ICE Seeks Detention Facilities to House More Than 5,000 Immigrants in California Before State Law Banning For-Profit Prisons Takes Effect

The U.S. Immigration and Customs Enforcement agency appears to be racing to secure contracts for detention facilities in California before the state's ban on private detention comes into effect.

According to documents published on the U.S.'s Federal Business Opportunities website, ICE is looking to secure at least three to four contract detention facilities in the San Diego, San Francisco and Log Angeles areas.

If all goes to plan, the facilities would collectively be able to house at least 5,200 people, according to ICE's "full and open" solicitation.

The immigration agency's search for detention services in California, which was recently reported on by The Desert Sun, comes months before the state's phase-out of private prisons and immigration detention facilities comes into effect on January 1, 2020.

Under the new legislation, AB 32, which was signed into law by Governor Gavin Newsom earlier this month, both ICE and the California Department of Corrections and Rehabilitation are barred from entering into or renewing contracts with private prison or detention companies, unless required to meet court-ordered housing limits.

For ICE, that would mean potentially losing four privately run detention facilities that had housed around 4,000 people as of October 11, according to Reuters.

The federal immigration agency currently holds contracts with private detention companies to operate the Adelanto ICE Processing Center, the Otay Mesa Detention Center in San Diego, the Mesa Verde ICE Processing Center in Bakersfield and the Imperial Regional Detention Facility in Calexico.
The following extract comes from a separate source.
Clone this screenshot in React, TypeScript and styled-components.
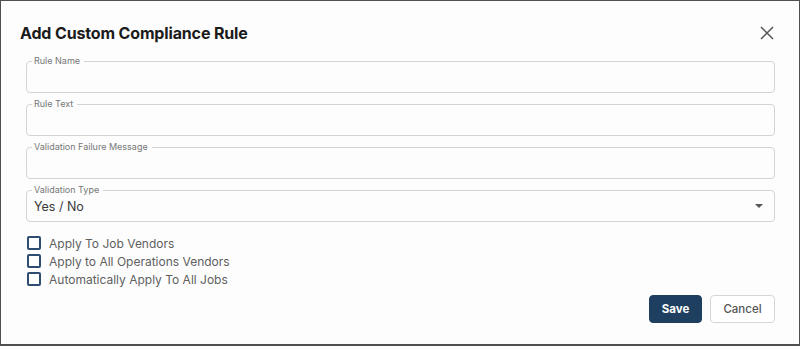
import { ReactNode } from 'react';
import styled, { createGlobalStyle } from 'styled-components';

const GlobalStyle = createGlobalStyle`
    html, body {
        margin: 0;
        padding: 0;
        background: #ffffff;
    }
    * {
        box-sizing: border-box;
    }
`;

const fields = ['Rule Name', 'Rule Text', 'Validation Failure Message'];

const options = [
    'Apply To Job Vendors',
    'Apply to All Operations Vendors',
    'Automatically Apply To All Jobs'
];

interface FieldProps {
    label: string,
    children?: ReactNode
}

const Field = (props: FieldProps) => {
    return (
        <FieldBox>
            <Legend>{props.label}</Legend>
            <FieldBody>{props.children}</FieldBody>
        </FieldBox>
    );
}

const App = () => {
    return (
        <>
            <GlobalStyle />
            <Dialog>
                <Header>
                    <Title>Add Custom Compliance Rule</Title>
                    <CloseButton aria-label="close">
                        <svg width="14" height="14" viewBox="0 0 14 14">
                            <path d="M1 1L13 13M13 1L1 13" stroke="#555" strokeWidth="1.5" fill="none" />
                        </svg>
                    </CloseButton>
                </Header>
                <Form>
                    {fields.map((f) => (
                        <Field key={f} label={f} />
                    ))}
                    <Field label="Validation Type">
                        <SelectValue>Yes / No</SelectValue>
                        <Caret />
                    </Field>
                    <Checks>
                        {options.map((o) => (
                            <CheckRow key={o}>
                                <Box />
                                <CheckLabel>{o}</CheckLabel>
                            </CheckRow>
                        ))}
                    </Checks>
                </Form>
                <Footer>
                    <Button primary>Save</Button>
                    <Button>Cancel</Button>
                </Footer>
            </Dialog>
        </>
    );
}

const Dialog = styled.div`
    width: 800px;
    height: 346px;
    border: 1px solid #4f4f4f;
    border-bottom-width: 2px;
    background: #fdfdfd;
    font-family: 'Inter', 'Liberation Sans', sans-serif;
    display: flex;
    flex-direction: column;
`;

const Header = styled.div`
    display: flex;
    justify-content: space-between;
    align-items: center;
    padding: 0 25px 0 19px;
    margin-top: 21px;
    height: 22px;
    margin-bottom: 12px;
`;

const Title = styled.h2`
    margin: 0;
    font-size: 16px;
    font-weight: 700;
    color: #1b1b1b;
    letter-spacing: -0.15px;
`;

const CloseButton = styled.button`
    border: none;
    background: none;
    padding: 0;
    width: 14px;
    height: 14px;
    display: flex;
    cursor: pointer;
`;

const Form = styled.div`
    display: flex;
    flex-direction: column;
    gap: 6px;
    padding: 0 24px 0 25px;
`;

const FieldBox = styled.fieldset`
    margin: 0;
    padding: 0 6px 0 6px;
    border: 1px solid #d4d4d4;
    border-radius: 4px;
    height: 37px;
`;

const Legend = styled.legend`
    padding: 0 4px 0 2px;
    margin-left: -1px;
    font-size: 9px;
    line-height: 10px;
    color: #777;
`;

const FieldBody = styled.div`
    display: flex;
    align-items: center;
    justify-content: space-between;
    height: 22px;
`;

const SelectValue = styled.span`
    font-size: 12.5px;
    color: #3a3a3a;
    padding-left: 1px;
`;

const Caret = styled.span`
    width: 0;
    height: 0;
    border-left: 4px solid transparent;
    border-right: 4px solid transparent;
    border-top: 4px solid #555;
    margin-right: 5px;
`;

const Checks = styled.div`
    display: flex;
    flex-direction: column;
    gap: 4px;
    margin-top: 8px;
    padding-left: 1px;
`;

const CheckRow = styled.label`
    display: flex;
    align-items: center;
    gap: 8px;
    height: 14px;
`;

const Box = styled.span`
    width: 14px;
    height: 14px;
    border: 2px solid #2f4d70;
    border-radius: 2px;
    background: #fff;
`;

const CheckLabel = styled.span`
    font-size: 12px;
    color: #5f5f5f;
`;

const Footer = styled.div`
    display: flex;
    justify-content: flex-end;
    gap: 8px;
    padding: 0 24px 0 0;
    margin-top: auto;
    margin-bottom: 21px;
`;

const Button = styled.button<{ primary?: boolean }>`
    height: 28px;
    padding: 0;
    width: ${(p) => (p.primary ? '53px' : '65px')};
    border-radius: 4px;
    font-family: 'Inter', 'Liberation Sans', sans-serif;
    font-size: 11.5px;
    font-weight: ${(p) => (p.primary ? 700 : 500)};
    color: ${(p) => (p.primary ? '#ffffff' : '#555')};
    background: ${(p) => (p.primary ? '#1f3f61' : '#ffffff')};
    border: 1px solid ${(p) => (p.primary ? '#1f3f61' : '#d6d6d6')};
`;

export default App;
ICE officials had previously said before the legislation was signed that the law would force the immigration agency to transfer detainees into facilities outside of California, potentially taking them further away from their loved ones.

However, it appears the agency has found a workaround to at least keep detention service providers in business for several more years.

Bids for the contracts are due by October 31st, according to ICE's solicitation form and services would be expected to start by December 20, potentially lasting up to 15 years and ending in 2034, according to a separate document.

In a statement sent to Newsweek, Newsom's office said any "efforts to preempt enactment of the law violates the spirit of AB 32."

"AB 32 is about ending the use of for-profit prisons and detention centers, which we've already begun to do safely when we closed two facilities this summer," Newsom's office said.

"For-profit prisons and detention centers do not make our communities safer—they encourage over-incarceration and place profit above humane treatment of inmates and detained individual, and we will continue to phase out these institutions."

ICE has not responded to a request for comment for this article.

ICE
The main ICE detention center is seen in downtown Los Angeles, California on July 14, 2019. ICE appears to be seeking contracts for detention services before California's ban on private prisons and detention comes into effect. MARK RALSTON/AFP/Getty

This article has been updated with a statement from California Governor Gavin Newsom's office.